Corporate Worship Gives Us the Experience of the Embodied

    Series: 52 Reasons: The Importance of Corporate Worship
    January 8, 2021
    George Robertson
    Exodus 3:12
    “He said, ‘But I will be with you, and this shall be the sign for you, that I have sent you: when you have brought the people out of Egypt, you shall serve God on this mountain.’”
     


     
    This benefit of corporate worship has been highlighted by its absence during the pandemic. Our communications team has done an excellent job of enabling us to worship via livestream. They have worked hard to make it as real as possible for us as we join together in worship from our living rooms. But we must admit there is no substitute for really being together, looking around the sanctuary and seeing our brothers and sisters.

    Writing on Christmas Eve, Esau McCaulley, an assistant professor of New Testament at Wheaton College, recently articulated this in an opinion piece for The New York Times:


    If bodies and physical spaces are really means by which we attempt to encounter God on earth, something immeasurable is lost when worship goes virtual. This loss becomes all the more acute during the holiday season, a time when churches are usually filled with candles, flowers and flowing vestments. Instead, the choir stalls and pews will be largely empty. [2]

    We know that the entire Bible is the Word of God, not just the red words which indicate the words of Jesus. However, there are words in quotation marks which convey that God is speaking directly to someone in the narrative. God makes five such statements in this narrative. Let me remind you what they are:

    “I will be with you” (3:12)
    “I am who I am” (3:14)
    “What’s in your hand? … Stretch forth your hand ... Pour it on the ground” (4:2-9)
    “I will speak and will teach you what to say” (4:11-12)
    “He will speak for you ... take this staff” (4:14)

    These are remarkable statements by God, but what is also amazing is the way Moses protests after each one. Speaking to God in the burning bush, Moses flatly denies that God’s word can be trusted (4:1). This is impertinence! [1] But just the kind of impertinence we are experts in! God provides Moses an objective sign for each of the promises he gave him in the first part of this passage. He works the same way for us through corporate worship. Why does God grant us this assurance? Because we need it.

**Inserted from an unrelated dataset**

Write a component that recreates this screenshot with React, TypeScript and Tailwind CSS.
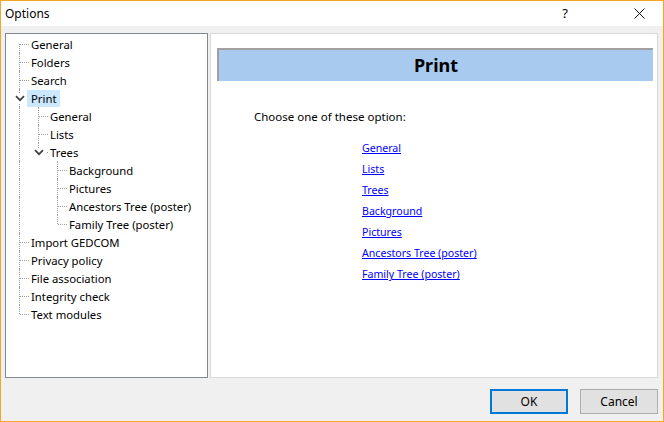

    God gives us days of worship where we gather and a minister of the gospel stands up and preaches God’s Word. In other words, God incarnates his Word to us. He also uses us to minister to another. As we sit next to one another, he incarnates his word to us because each Christian is indwelt by the Holy Spirit. We can’t explain it, but somehow God’s Word becomes more certain to us when it is incarnated by another person and repeated to us in worship. It can’t be duplicated in any other way. We need the experience of the embodied. 

    While the pandemic has often kept us apart from one another, therefore limiting the experience of the embodied we need so much, the pandemic has not limited God's ability to be with us. At Christmas we celebrated the ultimate embodying accomplish in Christ – Immanuel, God with us (Matthew 1:23). When Jesus ascended to Heaven, he left the Holy Spirit (John 16:7) who indwells all those who are believers in Christ (Ezekiel 36:27; 1 Corinthians 3:16, 6:19). The Spirit binds us together as believers (Ephesians 4:3), spread apart as we may be.

    Virtual worship is certainly no substitute for gathering together in person, but God is not being hindered in his plan. In the meantime, we “long with impatience for those absent…[welcoming] them with gladness on their arrival.” [3]


    [1] Esau McCalley, “Why You Can’t Meet God Over Zoom,” The New York Times, December 24, 2020, https://www.nytimes.com/2020/12/24/opinion/zoom-church-christmas-covid-loss.html.
    [2] Stuart, D. K. (2006). Exodus (Vol. 2, pp. 123–124). Nashville: Broadman & Holman Publishers.
    [3] Augustine, Confessions, trans. Henry Chadwick (Oxford, 1998), 4.7.13.